• _GIVEN INFORMATION_:
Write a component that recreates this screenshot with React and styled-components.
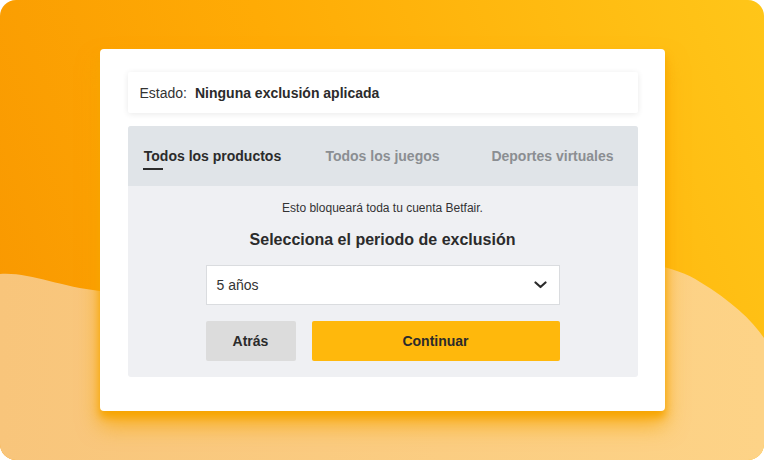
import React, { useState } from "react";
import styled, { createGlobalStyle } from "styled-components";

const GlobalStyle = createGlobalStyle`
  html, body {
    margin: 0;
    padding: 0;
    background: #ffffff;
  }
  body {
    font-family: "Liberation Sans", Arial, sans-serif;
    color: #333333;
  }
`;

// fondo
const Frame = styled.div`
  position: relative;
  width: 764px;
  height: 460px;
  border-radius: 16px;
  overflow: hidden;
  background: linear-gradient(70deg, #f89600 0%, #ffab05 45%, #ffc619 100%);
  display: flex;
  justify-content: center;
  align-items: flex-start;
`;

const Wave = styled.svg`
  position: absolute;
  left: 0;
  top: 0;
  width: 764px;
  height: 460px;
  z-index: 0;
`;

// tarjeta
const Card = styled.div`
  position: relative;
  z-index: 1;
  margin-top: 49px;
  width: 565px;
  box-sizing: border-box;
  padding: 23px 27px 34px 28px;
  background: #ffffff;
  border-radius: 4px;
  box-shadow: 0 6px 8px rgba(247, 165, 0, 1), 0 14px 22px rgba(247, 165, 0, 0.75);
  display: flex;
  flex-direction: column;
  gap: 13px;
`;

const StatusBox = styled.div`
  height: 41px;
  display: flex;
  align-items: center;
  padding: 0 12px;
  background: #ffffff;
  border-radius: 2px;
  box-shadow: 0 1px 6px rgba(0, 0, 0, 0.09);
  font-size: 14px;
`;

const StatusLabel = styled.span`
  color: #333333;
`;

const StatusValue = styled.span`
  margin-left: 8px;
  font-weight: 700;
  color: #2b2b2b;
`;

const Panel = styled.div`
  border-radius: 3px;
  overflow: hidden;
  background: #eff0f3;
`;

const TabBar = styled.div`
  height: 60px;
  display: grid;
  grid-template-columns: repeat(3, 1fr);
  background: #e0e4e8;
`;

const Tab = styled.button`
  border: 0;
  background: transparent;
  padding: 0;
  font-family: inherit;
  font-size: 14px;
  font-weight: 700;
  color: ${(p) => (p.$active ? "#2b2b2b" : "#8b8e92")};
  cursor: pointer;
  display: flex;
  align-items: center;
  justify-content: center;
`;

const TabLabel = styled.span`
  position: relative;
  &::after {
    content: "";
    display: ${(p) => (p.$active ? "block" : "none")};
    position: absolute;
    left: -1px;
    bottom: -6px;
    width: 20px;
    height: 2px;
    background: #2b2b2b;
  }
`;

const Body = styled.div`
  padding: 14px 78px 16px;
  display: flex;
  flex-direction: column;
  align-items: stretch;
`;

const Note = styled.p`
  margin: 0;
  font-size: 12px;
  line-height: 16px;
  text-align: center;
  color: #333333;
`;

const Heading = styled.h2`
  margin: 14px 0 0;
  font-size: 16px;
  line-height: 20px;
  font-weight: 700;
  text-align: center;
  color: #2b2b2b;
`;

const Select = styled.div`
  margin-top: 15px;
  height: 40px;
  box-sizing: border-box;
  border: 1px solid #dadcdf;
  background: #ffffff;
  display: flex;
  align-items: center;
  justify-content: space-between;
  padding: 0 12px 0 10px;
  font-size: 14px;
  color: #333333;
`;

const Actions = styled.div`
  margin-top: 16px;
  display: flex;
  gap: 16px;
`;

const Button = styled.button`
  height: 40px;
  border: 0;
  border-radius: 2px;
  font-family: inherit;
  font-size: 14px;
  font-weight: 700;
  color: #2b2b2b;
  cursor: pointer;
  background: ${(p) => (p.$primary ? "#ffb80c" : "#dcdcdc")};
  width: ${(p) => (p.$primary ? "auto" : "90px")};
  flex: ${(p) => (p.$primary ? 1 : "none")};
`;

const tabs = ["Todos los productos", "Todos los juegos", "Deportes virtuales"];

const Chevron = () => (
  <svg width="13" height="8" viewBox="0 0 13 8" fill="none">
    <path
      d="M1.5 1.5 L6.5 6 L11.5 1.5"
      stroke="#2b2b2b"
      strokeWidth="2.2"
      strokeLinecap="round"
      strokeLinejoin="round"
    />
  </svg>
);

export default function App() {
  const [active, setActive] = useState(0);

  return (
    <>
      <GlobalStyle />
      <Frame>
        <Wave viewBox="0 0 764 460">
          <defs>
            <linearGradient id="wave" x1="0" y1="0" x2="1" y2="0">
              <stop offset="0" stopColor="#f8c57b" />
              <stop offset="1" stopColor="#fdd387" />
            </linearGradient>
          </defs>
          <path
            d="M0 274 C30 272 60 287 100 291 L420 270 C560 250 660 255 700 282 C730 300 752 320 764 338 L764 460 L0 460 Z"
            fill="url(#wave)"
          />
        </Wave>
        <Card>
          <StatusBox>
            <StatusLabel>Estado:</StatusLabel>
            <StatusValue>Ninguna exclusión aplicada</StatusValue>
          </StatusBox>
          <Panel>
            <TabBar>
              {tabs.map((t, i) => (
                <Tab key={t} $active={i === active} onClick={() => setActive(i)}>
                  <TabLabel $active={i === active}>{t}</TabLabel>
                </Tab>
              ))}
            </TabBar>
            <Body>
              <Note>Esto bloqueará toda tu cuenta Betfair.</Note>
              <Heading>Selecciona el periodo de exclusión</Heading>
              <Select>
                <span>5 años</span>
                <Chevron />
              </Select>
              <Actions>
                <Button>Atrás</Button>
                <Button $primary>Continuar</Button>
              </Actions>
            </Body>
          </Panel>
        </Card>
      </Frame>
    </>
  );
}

• _SHORT PROBLEM_: Skip every picture and transcribe the data above exactly.

• _EXERCISE OUTPUT_:
Write a component that recreates this screenshot with React and styled-components.
import React, { useState } from "react";
import styled, { createGlobalStyle } from "styled-components";

const GlobalStyle = createGlobalStyle`
  html, body {
    margin: 0;
    padding: 0;
    background: #ffffff;
  }
  body {
    font-family: "Liberation Sans", Arial, sans-serif;
    color: #333333;
  }
`;

// fondo
const Frame = styled.div`
  position: relative;
  width: 764px;
  height: 460px;
  border-radius: 16px;
  overflow: hidden;
  background: linear-gradient(70deg, #f89600 0%, #ffab05 45%, #ffc619 100%);
  display: flex;
  justify-content: center;
  align-items: flex-start;
`;

const Wave = styled.svg`
  position: absolute;
  left: 0;
  top: 0;
  width: 764px;
  height: 460px;
  z-index: 0;
`;

// tarjeta
const Card = styled.div`
  position: relative;
  z-index: 1;
  margin-top: 49px;
  width: 565px;
  box-sizing: border-box;
  padding: 23px 27px 34px 28px;
  background: #ffffff;
  border-radius: 4px;
  box-shadow: 0 6px 8px rgba(247, 165, 0, 1), 0 14px 22px rgba(247, 165, 0, 0.75);
  display: flex;
  flex-direction: column;
  gap: 13px;
`;

const StatusBox = styled.div`
  height: 41px;
  display: flex;
  align-items: center;
  padding: 0 12px;
  background: #ffffff;
  border-radius: 2px;
  box-shadow: 0 1px 6px rgba(0, 0, 0, 0.09);
  font-size: 14px;
`;

const StatusLabel = styled.span`
  color: #333333;
`;

const StatusValue = styled.span`
  margin-left: 8px;
  font-weight: 700;
  color: #2b2b2b;
`;

const Panel = styled.div`
  border-radius: 3px;
  overflow: hidden;
  background: #eff0f3;
`;

const TabBar = styled.div`
  height: 60px;
  display: grid;
  grid-template-columns: repeat(3, 1fr);
  background: #e0e4e8;
`;

const Tab = styled.button`
  border: 0;
  background: transparent;
  padding: 0;
  font-family: inherit;
  font-size: 14px;
  font-weight: 700;
  color: ${(p) => (p.$active ? "#2b2b2b" : "#8b8e92")};
  cursor: pointer;
  display: flex;
  align-items: center;
  justify-content: center;
`;

const TabLabel = styled.span`
  position: relative;
  &::after {
    content: "";
    display: ${(p) => (p.$active ? "block" : "none")};
    position: absolute;
    left: -1px;
    bottom: -6px;
    width: 20px;
    height: 2px;
    background: #2b2b2b;
  }
`;

const Body = styled.div`
  padding: 14px 78px 16px;
  display: flex;
  flex-direction: column;
  align-items: stretch;
`;

const Note = styled.p`
  margin: 0;
  font-size: 12px;
  line-height: 16px;
  text-align: center;
  color: #333333;
`;

const Heading = styled.h2`
  margin: 14px 0 0;
  font-size: 16px;
  line-height: 20px;
  font-weight: 700;
  text-align: center;
  color: #2b2b2b;
`;

const Select = styled.div`
  margin-top: 15px;
  height: 40px;
  box-sizing: border-box;
  border: 1px solid #dadcdf;
  background: #ffffff;
  display: flex;
  align-items: center;
  justify-content: space-between;
  padding: 0 12px 0 10px;
  font-size: 14px;
  color: #333333;
`;

const Actions = styled.div`
  margin-top: 16px;
  display: flex;
  gap: 16px;
`;

const Button = styled.button`
  height: 40px;
  border: 0;
  border-radius: 2px;
  font-family: inherit;
  font-size: 14px;
  font-weight: 700;
  color: #2b2b2b;
  cursor: pointer;
  background: ${(p) => (p.$primary ? "#ffb80c" : "#dcdcdc")};
  width: ${(p) => (p.$primary ? "auto" : "90px")};
  flex: ${(p) => (p.$primary ? 1 : "none")};
`;

const tabs = ["Todos los productos", "Todos los juegos", "Deportes virtuales"];

const Chevron = () => (
  <svg width="13" height="8" viewBox="0 0 13 8" fill="none">
    <path
      d="M1.5 1.5 L6.5 6 L11.5 1.5"
      stroke="#2b2b2b"
      strokeWidth="2.2"
      strokeLinecap="round"
      strokeLinejoin="round"
    />
  </svg>
);

export default function App() {
  const [active, setActive] = useState(0);

  return (
    <>
      <GlobalStyle />
      <Frame>
        <Wave viewBox="0 0 764 460">
          <defs>
            <linearGradient id="wave" x1="0" y1="0" x2="1" y2="0">
              <stop offset="0" stopColor="#f8c57b" />
              <stop offset="1" stopColor="#fdd387" />
            </linearGradient>
          </defs>
          <path
            d="M0 274 C30 272 60 287 100 291 L420 270 C560 250 660 255 700 282 C730 300 752 320 764 338 L764 460 L0 460 Z"
            fill="url(#wave)"
          />
        </Wave>
        <Card>
          <StatusBox>
            <StatusLabel>Estado:</StatusLabel>
            <StatusValue>Ninguna exclusión aplicada</StatusValue>
          </StatusBox>
          <Panel>
            <TabBar>
              {tabs.map((t, i) => (
                <Tab key={t} $active={i === active} onClick={() => setActive(i)}>
                  <TabLabel $active={i === active}>{t}</TabLabel>
                </Tab>
              ))}
            </TabBar>
            <Body>
              <Note>Esto bloqueará toda tu cuenta Betfair.</Note>
              <Heading>Selecciona el periodo de exclusión</Heading>
              <Select>
                <span>5 años</span>
                <Chevron />
              </Select>
              <Actions>
                <Button>Atrás</Button>
                <Button $primary>Continuar</Button>
              </Actions>
            </Body>
          </Panel>
        </Card>
      </Frame>
    </>
  );
}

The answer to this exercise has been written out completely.